GOAL: Among these lines, how many include "index"? Answer only with the number.
— begin —
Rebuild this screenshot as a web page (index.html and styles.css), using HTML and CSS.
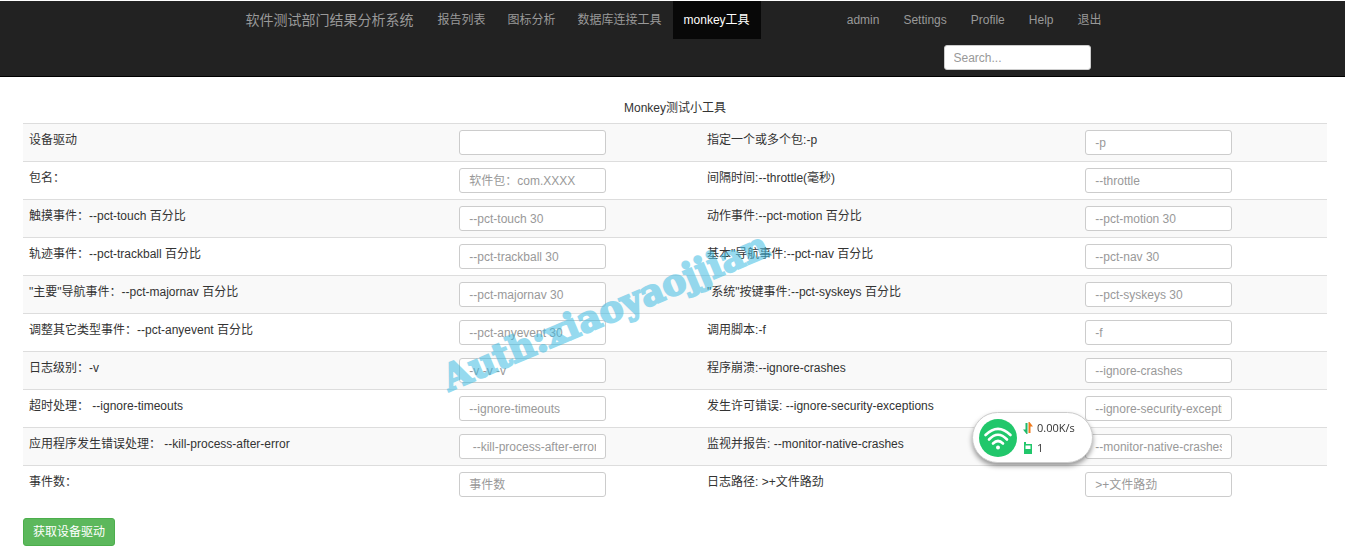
FILE: index.html
```html
<!DOCTYPE html>
<html lang="zh-CN">
<head>
<meta charset="utf-8">
<title>Monkey测试小工具</title>
<link rel="stylesheet" href="styles.css">
</head>
<body>
<header class="navbar">
  <div class="navbar-inner">
    <div class="navbar-row">
      <a class="brand" href="#">软件测试部门结果分析系统</a>
      <nav class="nav">
        <a class="nav-link" href="#">报告列表</a>
        <a class="nav-link" href="#">图标分析</a>
        <a class="nav-link" href="#">数据库连接工具</a>
        <a class="nav-link active" href="#">monkey工具</a>
      </nav>
      <nav class="nav nav-right">
        <a class="nav-link" href="#">admin</a>
        <a class="nav-link" href="#">Settings</a>
        <a class="nav-link" href="#">Profile</a>
        <a class="nav-link" href="#">Help</a>
        <a class="nav-link" href="#">退出</a>
      </nav>
    </div>
    <form class="search">
      <input class="field search-field" type="text" placeholder="Search..." aria-label="Search">
    </form>
  </div>
</header>
<main class="content">
  <table class="options">
    <caption>Monkey测试小工具</caption>
    <colgroup><col class="col-a"><col class="col-b"><col class="col-c"><col class="col-d"></colgroup>
    <tbody>
      <tr>
        <td><label for="device">设备驱动</label></td>
        <td><input class="field" id="device" type="text"></td>
        <td><label for="pkg">指定一个或多个包:-p</label></td>
        <td><input class="field" id="pkg" type="text" placeholder="-p"></td>
      </tr>
      <tr>
        <td><label for="name">包名：</label></td>
        <td><input class="field" id="name" type="text" placeholder="软件包：com.XXXX"></td>
        <td><label for="throttle">间隔时间:--throttle(毫秒)</label></td>
        <td><input class="field" id="throttle" type="text" placeholder="--throttle"></td>
      </tr>
      <tr>
        <td><label for="touch">触摸事件：--pct-touch 百分比</label></td>
        <td><input class="field" id="touch" type="text" placeholder="--pct-touch 30"></td>
        <td><label for="motion">动作事件:--pct-motion 百分比</label></td>
        <td><input class="field" id="motion" type="text" placeholder="--pct-motion 30"></td>
      </tr>
      <tr>
        <td><label for="trackball">轨迹事件：--pct-trackball 百分比</label></td>
        <td><input class="field" id="trackball" type="text" placeholder="--pct-trackball 30"></td>
        <td><label for="navi">基本"导航事件:--pct-nav 百分比</label></td>
        <td><input class="field" id="navi" type="text" placeholder="--pct-nav 30"></td>
      </tr>
      <tr>
        <td><label for="majornav">"主要"导航事件：--pct-majornav 百分比</label></td>
        <td><input class="field" id="majornav" type="text" placeholder="--pct-majornav 30"></td>
        <td><label for="syskeys">"系统"按键事件:--pct-syskeys 百分比</label></td>
        <td><input class="field" id="syskeys" type="text" placeholder="--pct-syskeys 30"></td>
      </tr>
      <tr>
        <td><label for="anyevent">调整其它类型事件：--pct-anyevent 百分比</label></td>
        <td><input class="field" id="anyevent" type="text" placeholder="--pct-anyevent 30"></td>
        <td><label for="script">调用脚本:-f</label></td>
        <td><input class="field" id="script" type="text" placeholder="-f"></td>
      </tr>
      <tr>
        <td><label for="level">日志级别：-v</label></td>
        <td><input class="field" id="level" type="text" placeholder="-v -v -v"></td>
        <td><label for="crashes">程序崩溃:--ignore-crashes</label></td>
        <td><input class="field" id="crashes" type="text" placeholder="--ignore-crashes"></td>
      </tr>
      <tr>
        <td><label for="timeouts">超时处理： --ignore-timeouts</label></td>
        <td><input class="field" id="timeouts" type="text" placeholder="--ignore-timeouts"></td>
        <td><label for="security">发生许可错误: --ignore-security-exceptions</label></td>
        <td><input class="field" id="security" type="text" placeholder="--ignore-security-exceptions"></td>
      </tr>
      <tr>
        <td><label for="kill">应用程序发生错误处理： --kill-process-after-error</label></td>
        <td><input class="field" id="kill" type="text" placeholder=" --kill-process-after-error"></td>
        <td><label for="monitor">监视并报告: --monitor-native-crashes</label></td>
        <td><input class="field" id="monitor" type="text" placeholder="--monitor-native-crashes"></td>
      </tr>
      <tr>
        <td><label for="count">事件数：</label></td>
        <td><input class="field" id="count" type="text" placeholder="事件数"></td>
        <td><label for="log">日志路径: &gt;+文件路劲</label></td>
        <td><input class="field" id="log" type="text" placeholder="&gt;+文件路劲"></td>
      </tr>
    </tbody>
  </table>
  <button class="btn" type="button">获取设备驱动</button>
  <div class="watermark">Auth:xiaoyaojjian</div>
</main>
<aside class="wifi">
  <svg class="wifi-logo" viewBox="0 0 38 38" aria-hidden="true">
    <circle cx="19" cy="19" r="19" fill="#21c76b"/>
    <g fill="none" stroke="#fff" stroke-width="2.6" stroke-linecap="round">
      <path d="M6.500 16Q19 3.500 31.500 16"/>
      <path d="M10 20.500Q19 11 28 20.500"/>
      <path d="M14 24.500Q19 19.500 24 24.500"/>
    </g>
    <circle cx="19" cy="28.500" r="2" fill="#fff"/>
  </svg>
  <div class="wifi-stats">
    <div class="stat">
      <svg class="stat-icon" viewBox="0 0 10 12" aria-hidden="true">
        <path d="M2.500 1h2v11h-1L0 7.500h2.500z" fill="#21b96a"/>
        <path d="M5.500 0h1L10 4.500H7.500V11h-2z" fill="#f07a1c"/>
      </svg>
      <span>0.00K/s</span>
    </div>
    <div class="stat">
      <svg class="stat-icon" viewBox="0 0 10 12" aria-hidden="true">
        <path d="M1 0h2v2h6v10H1zM2.500 3.500v3.500h5V3.500z" fill="#21c76b" fill-rule="evenodd"/>
      </svg>
      <span>1</span>
    </div>
  </div>
</aside>
</body>
</html>
```
FILE: styles.css
```css
* {
  box-sizing: border-box;
}

body {
  margin: 0;
  padding-top: 1px;
  background: #fff;
  color: #333;
  font-family: "Liberation Sans", "Noto Sans CJK SC", sans-serif;
  font-size: 12px;
  line-height: 18px;
}

.navbar {
  background: #222;
  border-bottom: 1px solid #000;
}

.navbar-inner {
  max-width: 880px;
  margin: 0 auto;
}

.navbar-row,
.nav {
  display: flex;
}

.brand {
  padding: 10px 13px;
  color: #999;
  font-size: 14px;
  text-decoration: none;
  white-space: nowrap;
}

.nav-link {
  padding: 10px 11px;
  color: #999;
  text-decoration: none;
  white-space: nowrap;
}

.nav-link.active {
  background: #080808;
  color: #fff;
}

.nav-right {
  gap: 2px;
  margin-left: auto;
}

.search {
  display: flex;
  justify-content: flex-end;
  padding: 6px 22px;
}

.field {
  display: block;
  width: 147px;
  height: 25px;
  padding: 0 9px;
  border: 1px solid #ccc;
  border-radius: 3px;
  background: #fff;
  color: #555;
  font: inherit;
}

.field::placeholder {
  color: #999;
  opacity: 1;
}

.content {
  position: relative;
  padding: 21px 18px 0 23px;
}

.options {
  width: 100%;
  table-layout: fixed;
  border-collapse: separate;
  border-spacing: 0;
  line-height: 20px;
}

.options caption {
  padding-bottom: 5px;
}

.col-a {
  width: 33%;
}

.col-b,
.col-d {
  width: 19%;
}

.col-c {
  width: 29%;
}

.options td {
  padding: 6px;
  border-top: 1px solid #ddd;
  vertical-align: top;
}

.options tr:nth-child(odd) td {
  background: #f9f9f9;
}

.btn {
  display: block;
  height: 28px;
  margin-top: 15px;
  padding: 0 9px;
  border: 1px solid #4cae4c;
  border-radius: 3px;
  background: #5cb85c;
  color: #fff;
  font: inherit;
}

.watermark {
  position: absolute;
  top: 214px;
  left: 45%;
  color: #42bce2;
  font-family: "DejaVu Serif", serif;
  font-size: 36px;
  font-weight: bold;
  line-height: 40px;
  -webkit-text-stroke: 2px #42bce2;
  opacity: 0.55;
  pointer-events: none;
  transform: translateX(-50%) rotate(-23deg);
  white-space: nowrap;
}

.wifi {
  position: fixed;
  right: 252px;
  bottom: 83px;
  display: flex;
  align-items: center;
  gap: 6px;
  width: 121px;
  height: 51px;
  padding: 0 6px;
  border: 1px solid #ccc;
  border-radius: 26px;
  background: #fff;
  box-shadow: 0 3px 5px rgba(0, 0, 0, 0.4);
}

.wifi-logo {
  width: 38px;
  height: 38px;
}

.wifi-stats {
  display: grid;
  gap: 2px;
  font-family: "Open Sans", sans-serif;
  font-size: 11px;
}

.stat {
  display: flex;
  align-items: center;
  gap: 4px;
}

.stat-icon {
  width: 10px;
  height: 12px;
}
```
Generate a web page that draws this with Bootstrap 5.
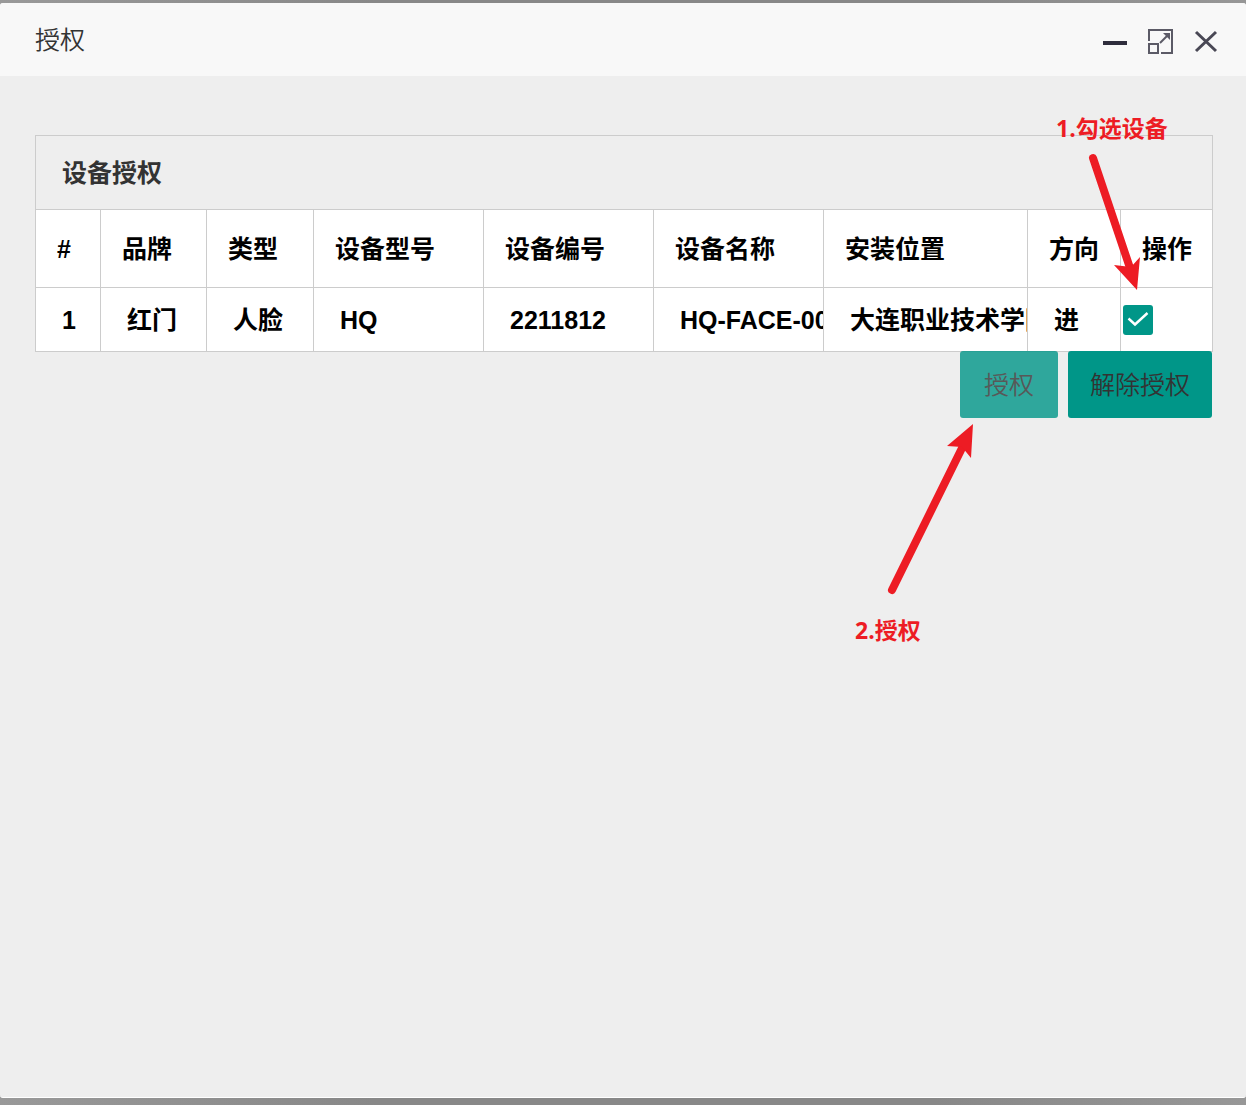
<!DOCTYPE html>
<html lang="zh-CN">
<head>
<meta charset="utf-8">
<meta name="viewport" content="width=device-width, initial-scale=1">
<title>授权</title>
<link href="https://cdn.jsdelivr.net/npm/bootstrap@5.3.0/dist/css/bootstrap.min.css" rel="stylesheet">
<style>
  body { font-family: "Liberation Sans", "Noto Sans CJK SC", sans-serif; font-size: 25px; line-height: 38px; color: #333; background: linear-gradient(90deg, #999, #888 30%, #888 75%, #979797); }
  .dialog-shell { background: #eee; border-bottom: 1px solid #fff; border-radius: 3px; margin: 3px 0 7px; min-height: calc(100vh - 10px); overflow: hidden; }
  .dialog-head { height: 73px; background: #f8f8f8; padding: 0 28px 0 35px; }
  .dialog-title { font-size: 25px; font-weight: 350; line-height: 38px; }
  .tool-set { padding-top: 3px; }
  .tool-btn { width: 28px; height: 28px; color: #2e2d3c; }
  .tool-btn svg { display: block; }
  .dialog-main { padding: 59px 33px 35px 35px; }
  .panel-title { height: 74px; border: 1px solid #ccc; border-bottom: 0; padding: 0 26px; font-size: 25px; font-weight: 700; line-height: 38px; }
  .device-table { table-layout: fixed; border-collapse: collapse; color: #000; font-weight: 700; background: #fff; width: 100%; }
  .device-table th, .device-table td { border: 1px solid #ccc; overflow: hidden; white-space: nowrap; vertical-align: middle; }
  .device-table th { height: 78px; padding: 0 0 0 21px; }
  .device-table td { height: 64px; padding: 0 0 0 26px; }
  .device-table td.pick-cell { padding: 0 0 0 2px; }
  .w-no { width: 65px; } .w-brand { width: 106px; } .w-kind { width: 107px; } .w-code { width: 170px; } .w-dir { width: 93px; } .w-act { width: 92px; }
  .pick-cell .form-check-input { display: block; width: 30px; height: 30px; margin: 0; border: 0; border-radius: 3px; }
  .pick-cell .form-check-input:checked { background-color: #009688; background-size: 30px 30px; background-image: url("data:image/svg+xml,%3csvg xmlns='http://www.w3.org/2000/svg' viewBox='0 0 30 30'%3e%3cpath fill='none' stroke='white' stroke-width='2.4' d='M5.500 13.500l6.500 6 12.500-11.500'/%3e%3c/svg%3e"); }
  .action-bar { gap: 10px; margin: -1px 1px 0 0; }
  .action-btn { --bs-btn-color: #333; --bs-btn-bg: #009688; --bs-btn-hover-bg: #33ab9f; --bs-btn-hover-color: #333; height: 67px; padding: 0 22px; border: 0; border-radius: 3px; font-size: 25px; font-weight: 350; line-height: 38px; }
  .action-btn.is-faded { opacity: .8; padding: 0 24px; }
  .note { position: absolute; pointer-events: none; color: #ed1c24; fill: #ed1c24; font: 700 23px/32px "Open Sans", "Noto Sans CJK SC", sans-serif; white-space: nowrap; }
  .note svg { display: block; }
  .note-pick { right: 21px; top: -23px; width: 136px; }
  .note-pick svg { margin: 7px 0 0 22px; }
  .note-grant { right: 234px; top: 287px; width: 124px; }
  .note-grant svg { margin: 0 0 19px 32px; }
</style>
</head>
<body>
<main class="dialog-shell">
  <header class="dialog-head d-flex align-items-center justify-content-between">
    <h1 class="dialog-title mb-0">授权</h1>
    <div class="tool-set d-flex align-items-center gap-3">
      <button type="button" class="tool-btn btn p-0 border-0" aria-label="最小化">
        <svg width="28" height="28"><path d="M1 14h24v4H1z" fill="currentColor"/></svg>
      </button>
      <button type="button" class="tool-btn btn p-0 border-0" aria-label="最大化">
        <svg width="28" height="28" fill="none" stroke="#5b5a66" stroke-width="2"><path d="M3 14V3h23v23H15"/><path d="M3 17h9v9H3z"/><path d="M14 16l9-9"/><path d="M17 6h7v7z" fill="#5b5a66" stroke="none"/></svg>
      </button>
      <button type="button" class="tool-btn btn p-0 border-0" aria-label="关闭">
        <svg width="28" height="28" fill="none" stroke="#494855" stroke-width="3"><path d="M6 5l20 19M26 5L6 24"/></svg>
      </button>
    </div>
  </header>
  <div class="dialog-main">
    <section class="position-relative">
      <h2 class="panel-title mb-0 d-flex align-items-center">设备授权</h2>
      <table class="device-table">
        <colgroup>
          <col class="w-no"><col class="w-brand"><col class="w-kind"><col class="w-code"><col class="w-code"><col class="w-code"><col><col class="w-dir"><col class="w-act">
        </colgroup>
        <thead>
          <tr><th scope="col">#</th><th scope="col">品牌</th><th scope="col">类型</th><th scope="col">设备型号</th><th scope="col">设备编号</th><th scope="col">设备名称</th><th scope="col">安装位置</th><th scope="col">方向</th><th scope="col">操作</th></tr>
        </thead>
        <tbody>
          <tr><td>1</td><td>红门</td><td>人脸</td><td>HQ</td><td>2211812</td><td>HQ-FACE-00</td><td>大连职业技术学院</td><td>进</td><td class="pick-cell"><input class="form-check-input" type="checkbox" aria-label="选择设备 2211812" checked></td></tr>
        </tbody>
      </table>
      <div class="action-bar d-flex justify-content-end">
        <button type="button" class="action-btn is-faded btn">授权</button>
        <button type="button" class="action-btn btn">解除授权</button>
      </div>
      <div class="note note-pick">
        <div>1.勾选设备</div>
        <svg width="70" height="142" viewBox="0 0 70 142"><path d="M15 7L53 120" stroke="#ed1c24" stroke-width="8" stroke-linecap="round"/><path d="M36 114l17 2 9-10-3 33z"/></svg>
      </div>
      <div class="note note-grant">
        <svg width="90" height="173" viewBox="0 0 90 173"><path d="M5 168L77 22" stroke="#ed1c24" stroke-width="8" stroke-linecap="round"/><path d="M60 24l15 1 9 11 2-34z"/></svg>
        <div>2.授权</div>
      </div>
    </section>
  </div>
</main>
<script src="https://cdn.jsdelivr.net/npm/bootstrap@5.3.0/dist/js/bootstrap.bundle.min.js"></script>
</body>
</html>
— end —
TASK RESPONSE: 2